Chuck Sudetic, a contributing editor at Rolling Stone magazine who worked for nine years covering Yugoslavia’s violent breakup, arrives at a different conclusion in his detailed study, “The Reluctant Gendarme,” published in the current issue of the Atlantic Monthly. He believes that the French have balked at apprehending key suspects in war crimes cases for fear of what the suspects might say on the witness stand.

During Bosnia’s 1992-95 civil war and after, “the French were the ones who had the most access to these people--Karadzic, Mladic, even Milosevic,” Sudetic said in an interview.

Advertisement

Rumors of Secret Deals Between French, Serbs

There are persistent rumors that the French, who have historical ties to the Serbs, might have made secret deals to win the release of French soldiers and aircraft crews taken hostage in Bosnia.

But France might not be the only Western power with an embarrassing past. U.S. diplomats and generals met with Karadzic and Mladic, as well as with Milosevic, who since has been indicted for war crimes in Kosovo, a province of Yugoslavia’s dominant republic, Serbia. There were even rumors of a deal between Milosevic and the Americans to prevent U.S. casualties among the NATO peacekeepers in Bosnia.

Mladic, the Bosnian Serb’s chief military commander, lived openly in the U.S.-controlled sector of Bosnia for a year and a half after being indicted.
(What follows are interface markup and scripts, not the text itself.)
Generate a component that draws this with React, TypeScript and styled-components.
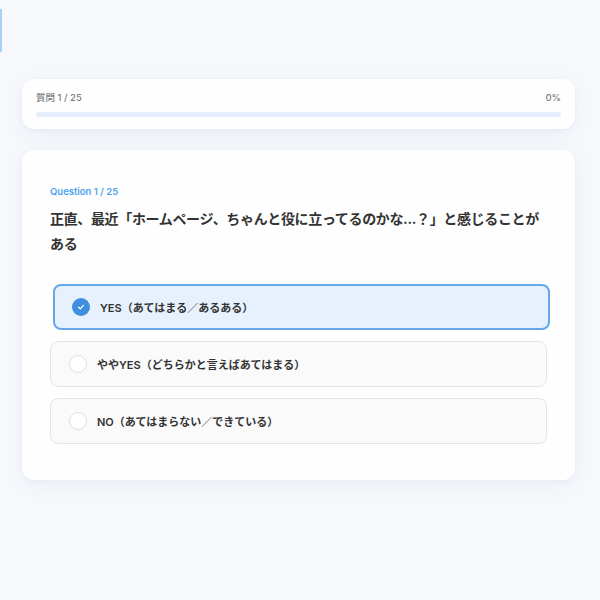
import React from "react";
import styled, { createGlobalStyle } from "styled-components";

const GlobalStyle = createGlobalStyle`
  html, body {
    margin: 0;
    padding: 0;
    background: #f6f8fb;
  }
  body {
    font-family: "Inter", "Noto Sans CJK JP", sans-serif;
    color: #333;
  }
  * { box-sizing: border-box; }
`;

const Page = styled.div`
  width: 600px;
  height: 600px;
  background: #f6f8fb;
  display: flex;
  flex-direction: column;
  overflow: hidden;
`;

const EdgeMark = styled.div`
  width: 2px;
  height: 43px;
  margin-top: 9px;
  background: #a9d1f7;
`;

const Main = styled.main`
  display: flex;
  flex-direction: column;
  gap: 21px;
  width: 553px;
  margin: 27px 0 0 22px;
`;

const Card = styled.section`
  background: #fefefe;
  border-radius: 12px;
  box-shadow: 0 4px 18px rgba(110, 140, 200, 0.1), 0 1px 3px rgba(110, 140, 200, 0.06);
`;

const ProgressCard = styled(Card)`
  height: 50px;
  padding: 13px 14px 0 14px;
  display: flex;
  flex-direction: column;
  gap: 8px;
`;

const ProgressRow = styled.div`
  display: flex;
  justify-content: space-between;
  align-items: center;
  font-size: 9.5px;
  font-weight: 500;
  color: #808080;
  line-height: 12px;
`;

const Track = styled.div`
  height: 5px;
  border-radius: 3px;
  background: #e5effb;
  overflow: hidden;
`;

const Fill = styled.div`
  height: 100%;
  background: #4a9cea;
`;

const QuestionCard = styled(Card)`
  padding: 36px 28px 36px 28px;
  display: flex;
  flex-direction: column;
`;

const Eyebrow = styled.div`
  font-size: 9.5px;
  font-weight: 600;
  color: #4ba3ee;
  line-height: 12px;
  margin-bottom: 8px;
`;

const Title = styled.h2`
  margin: 0 0 28px 0;
  font-size: 14px;
  font-weight: 700;
  line-height: 25px;
  color: #333;
  letter-spacing: -0.35px;
`;

const Options = styled.div`
  display: flex;
  flex-direction: column;
  gap: 11px;
`;

const Option = styled.button<{ $selected?: boolean }>`
  all: unset;
  box-sizing: border-box;
  display: flex;
  align-items: center;
  gap: 10px;
  height: 46px;
  padding: 0 ${(p) => (p.$selected ? "17px" : "18px")};
  border-radius: 8px;
  border: ${(p) => (p.$selected ? "2px solid #64a8ea" : "1.5px solid #e3e4e6")};
  background: ${(p) => (p.$selected ? "#e6f1fd" : "#fafafb")};
  transform: ${(p) => (p.$selected ? "translateX(3px)" : "none")};
  font-family: "Inter", "Noto Sans CJK JP", sans-serif;
  font-size: 11px;
  font-weight: 600;
  color: #333;
  cursor: pointer;
`;

const Radio = styled.span<{ $selected?: boolean }>`
  flex: 0 0 auto;
  width: 18px;
  height: 18px;
  border-radius: 50%;
  display: flex;
  align-items: center;
  justify-content: center;
  background: ${(p) => (p.$selected ? "#3f8fe0" : "#fff")};
  border: ${(p) => (p.$selected ? "none" : "1.5px solid #dedfe1")};
`;

const options = [
  "YES（あてはまる／あるある）",
  "ややYES（どちらかと言えばあてはまる）",
  "NO（あてはまらない／できている）",
];

export default function App() {
  const selected = 0;
  const progress = 0;
  return (
    <Page>
      <GlobalStyle />
      <EdgeMark />
      <Main>
        <ProgressCard>
          <ProgressRow>
            <span>質問 1 / 25</span>
            <span>{progress}%</span>
          </ProgressRow>
          <Track>
            <Fill style={{ width: `${progress}%` }} />
          </Track>
        </ProgressCard>
        <QuestionCard>
          <Eyebrow>Question 1 / 25</Eyebrow>
          <Title>正直、最近「ホームページ、ちゃんと役に立ってるのかな...？」と感じることがある</Title>
          <Options>
            {options.map((o, i) => (
              <Option key={o} $selected={i === selected}>
                <Radio $selected={i === selected}>
                  {i === selected && (
                    <svg width="8" height="8" viewBox="0 0 8 8">
                      <path d="M1.6 4.2 L3.3 5.8 L6.4 2.3" fill="none" stroke="#fff" strokeWidth="1.2" strokeLinecap="round" strokeLinejoin="round" />
                    </svg>
                  )}
                </Radio>
                <span>{o}</span>
              </Option>
            ))}
          </Options>
        </QuestionCard>
      </Main>
    </Page>
  );
}
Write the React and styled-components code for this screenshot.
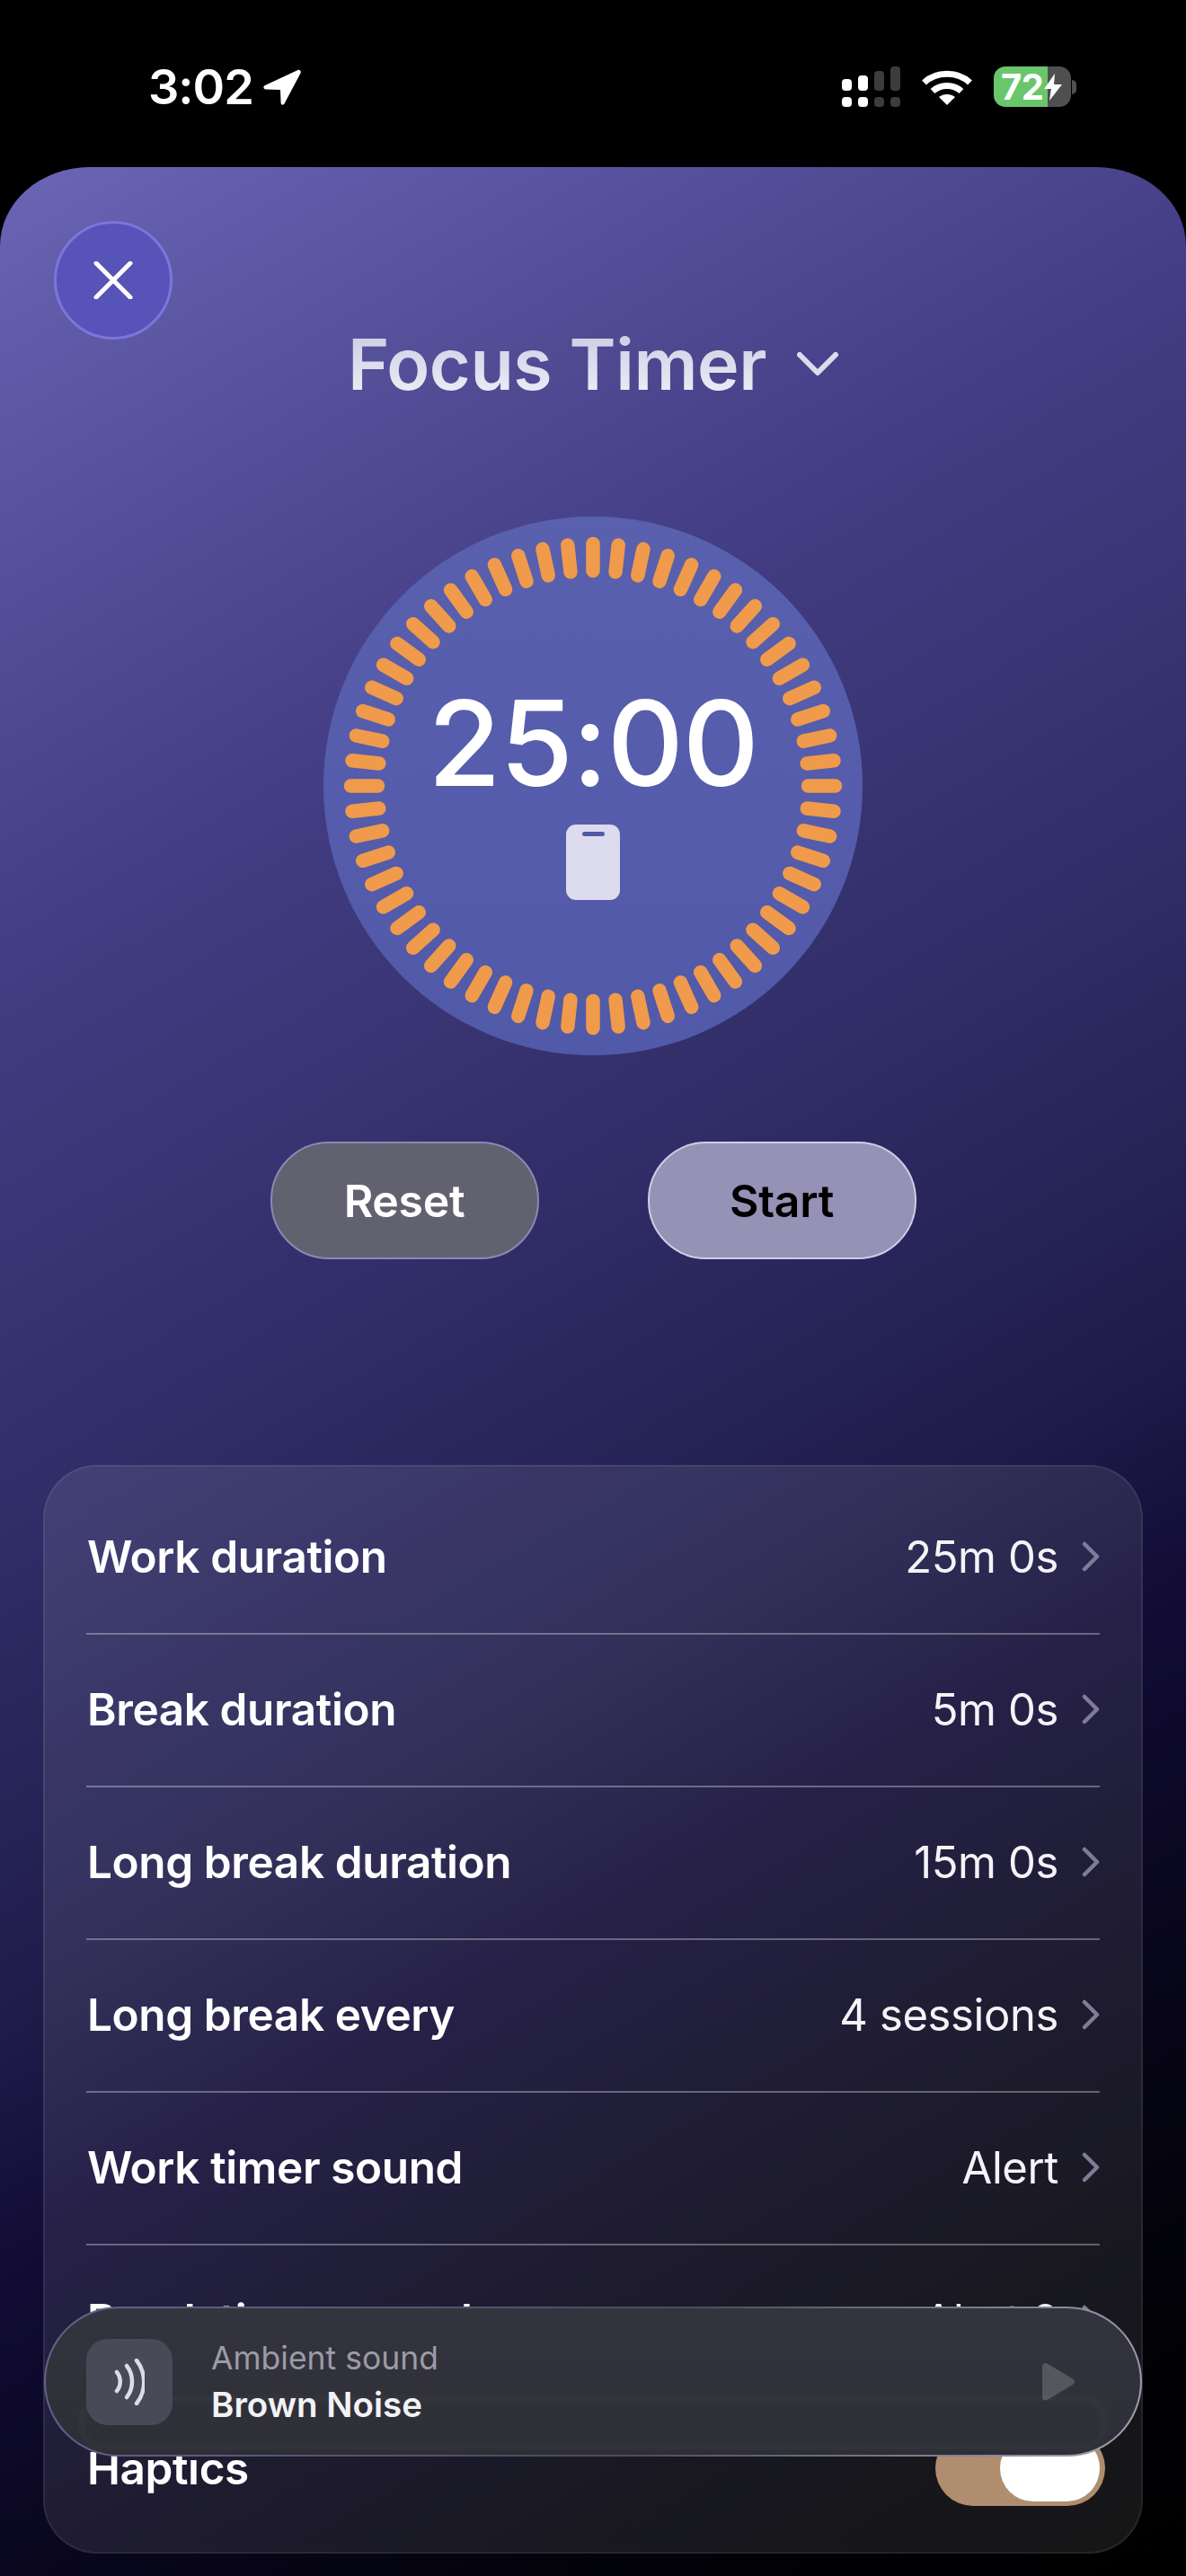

In 1997, according to tribunal sources, U.S. troops arrived to search the bomb shelters in the town of Han Pijesak, where he was believed to be living, but backed down after a confrontation with Bosnian Serbs.

If put on the stand in The Hague, the high-ranking suspects could well embarrass Western countries by divulging--or making up--stories of how they connived.

“As defense witnesses, they could call in half the Western diplomats who were in Sarajevo, half of the Western military who were there,” Sudetic said. “Nobody wants this--not even the United States.”